Schäuble: Spanien nicht mit Griechenland vergleichen
Zumal die härteste Sparmaßnahmen in der Geschichte der spanischen Demokratie das Land im zweiten Quartal tiefer in die Rezession gedrückt hat. Die spanische Zentralbank hat am Montag in ihrem Monatsbericht mitgeteilt, dass die Wirtschaft um 0,4 Prozent im Quartalsvergleich geschrumpft ist. Spanien steht damit vor dem dritten Quartalsminus in Folge: In den beiden vorherigen Berichtsperioden ging die Wirtschaftsleistung um jeweils 0,3 Prozent zurück.
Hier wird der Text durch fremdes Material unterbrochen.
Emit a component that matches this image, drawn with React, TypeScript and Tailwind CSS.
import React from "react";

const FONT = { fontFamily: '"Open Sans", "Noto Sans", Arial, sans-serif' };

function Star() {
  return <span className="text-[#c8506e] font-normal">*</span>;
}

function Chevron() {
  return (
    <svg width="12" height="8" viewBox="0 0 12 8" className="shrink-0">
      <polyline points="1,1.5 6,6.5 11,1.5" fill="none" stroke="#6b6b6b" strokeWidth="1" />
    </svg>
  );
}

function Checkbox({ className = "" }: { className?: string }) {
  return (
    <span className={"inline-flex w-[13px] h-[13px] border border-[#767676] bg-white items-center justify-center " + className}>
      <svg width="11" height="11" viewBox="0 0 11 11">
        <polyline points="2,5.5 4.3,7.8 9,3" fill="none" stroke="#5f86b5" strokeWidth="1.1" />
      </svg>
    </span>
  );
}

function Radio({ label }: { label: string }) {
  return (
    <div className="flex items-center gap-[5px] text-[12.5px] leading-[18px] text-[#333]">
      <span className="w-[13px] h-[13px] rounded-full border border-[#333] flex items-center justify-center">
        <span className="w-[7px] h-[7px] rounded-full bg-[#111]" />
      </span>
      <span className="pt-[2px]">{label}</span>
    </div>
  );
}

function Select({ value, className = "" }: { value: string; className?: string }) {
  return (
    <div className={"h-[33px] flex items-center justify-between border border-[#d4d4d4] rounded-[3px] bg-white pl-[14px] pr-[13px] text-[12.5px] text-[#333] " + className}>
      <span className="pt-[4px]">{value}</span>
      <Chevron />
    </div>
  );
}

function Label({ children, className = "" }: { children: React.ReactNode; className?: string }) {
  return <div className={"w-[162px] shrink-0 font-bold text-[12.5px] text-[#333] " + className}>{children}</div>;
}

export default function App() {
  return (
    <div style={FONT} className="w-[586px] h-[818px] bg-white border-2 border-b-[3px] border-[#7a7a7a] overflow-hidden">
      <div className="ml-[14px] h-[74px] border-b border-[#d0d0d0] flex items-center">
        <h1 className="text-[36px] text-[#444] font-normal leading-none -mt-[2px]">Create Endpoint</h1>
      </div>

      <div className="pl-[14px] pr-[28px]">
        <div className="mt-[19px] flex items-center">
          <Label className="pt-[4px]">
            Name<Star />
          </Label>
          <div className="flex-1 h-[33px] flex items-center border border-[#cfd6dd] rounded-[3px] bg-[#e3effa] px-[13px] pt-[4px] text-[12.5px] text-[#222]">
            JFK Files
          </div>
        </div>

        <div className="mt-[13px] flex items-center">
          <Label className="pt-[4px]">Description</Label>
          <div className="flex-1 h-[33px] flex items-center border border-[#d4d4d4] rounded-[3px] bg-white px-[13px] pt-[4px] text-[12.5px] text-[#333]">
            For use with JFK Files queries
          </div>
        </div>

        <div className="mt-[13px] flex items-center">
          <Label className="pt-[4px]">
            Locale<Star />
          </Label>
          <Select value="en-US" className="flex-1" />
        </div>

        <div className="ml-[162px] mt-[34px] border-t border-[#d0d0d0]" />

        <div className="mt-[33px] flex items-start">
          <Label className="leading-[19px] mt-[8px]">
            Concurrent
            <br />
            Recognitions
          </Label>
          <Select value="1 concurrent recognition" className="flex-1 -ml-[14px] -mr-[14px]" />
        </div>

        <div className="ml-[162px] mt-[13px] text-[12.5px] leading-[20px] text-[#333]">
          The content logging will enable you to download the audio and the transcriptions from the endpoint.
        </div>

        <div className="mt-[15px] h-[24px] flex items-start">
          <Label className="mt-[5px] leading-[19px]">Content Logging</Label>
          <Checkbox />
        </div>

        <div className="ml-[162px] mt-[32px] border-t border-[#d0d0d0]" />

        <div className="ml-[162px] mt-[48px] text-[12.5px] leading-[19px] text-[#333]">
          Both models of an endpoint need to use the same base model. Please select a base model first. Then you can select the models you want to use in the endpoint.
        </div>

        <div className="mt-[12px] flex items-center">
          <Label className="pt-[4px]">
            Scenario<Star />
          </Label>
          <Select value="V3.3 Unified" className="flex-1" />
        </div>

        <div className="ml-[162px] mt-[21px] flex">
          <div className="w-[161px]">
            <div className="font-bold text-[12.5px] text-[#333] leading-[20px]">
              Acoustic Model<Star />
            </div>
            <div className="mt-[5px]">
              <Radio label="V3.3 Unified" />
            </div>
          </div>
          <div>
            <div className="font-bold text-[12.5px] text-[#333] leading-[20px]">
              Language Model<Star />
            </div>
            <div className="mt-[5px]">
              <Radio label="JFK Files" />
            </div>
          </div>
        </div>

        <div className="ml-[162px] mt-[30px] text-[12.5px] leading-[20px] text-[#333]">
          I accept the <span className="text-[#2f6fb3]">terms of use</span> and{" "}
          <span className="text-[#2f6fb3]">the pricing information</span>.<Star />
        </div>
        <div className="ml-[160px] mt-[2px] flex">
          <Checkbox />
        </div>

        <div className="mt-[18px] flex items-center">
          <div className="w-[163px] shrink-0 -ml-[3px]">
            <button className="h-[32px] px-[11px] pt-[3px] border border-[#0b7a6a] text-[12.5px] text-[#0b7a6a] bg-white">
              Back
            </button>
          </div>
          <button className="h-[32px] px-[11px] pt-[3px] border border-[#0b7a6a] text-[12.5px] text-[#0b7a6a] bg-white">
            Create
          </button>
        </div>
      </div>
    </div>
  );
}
Für 2012 erwartet die Regierung der viergrößten Volkswirtschaft der EU bislang einen Einbruch der Wirtschaftsleistung von 1,5 Prozent.
Wird Spanien das neue Griechenland? Der deutsche Finanzminister Wolfgang Schäuble möchte von solchen Vergleichen nichts wissen. „Das Land wird schnell wieder vorankommen“, sagte er der „Bild“-Zeitung vom Montag. Mit Hilfe des jüngst beschlossenen europäischen Hilfsprogramm für die spanischen Banken von maximal 100 Milliarden Euro werde das Bankensystem des Landes wieder stabiler und widerstandsfähiger, die Sparanstrengungen der spanischen Regierung werden nach Überzeugung Schäubles Früchte tragen.
Schäuble wird mit seinem spanischen Amtskollegen Luis de Guindos die Lage am Dienstag besprechen. Der spanische Minister kommt dann nach Berlin. Es ist ein Treffen, das nach Angaben der spanischen Regierung bereits seit geraumer Zeit geplant ist.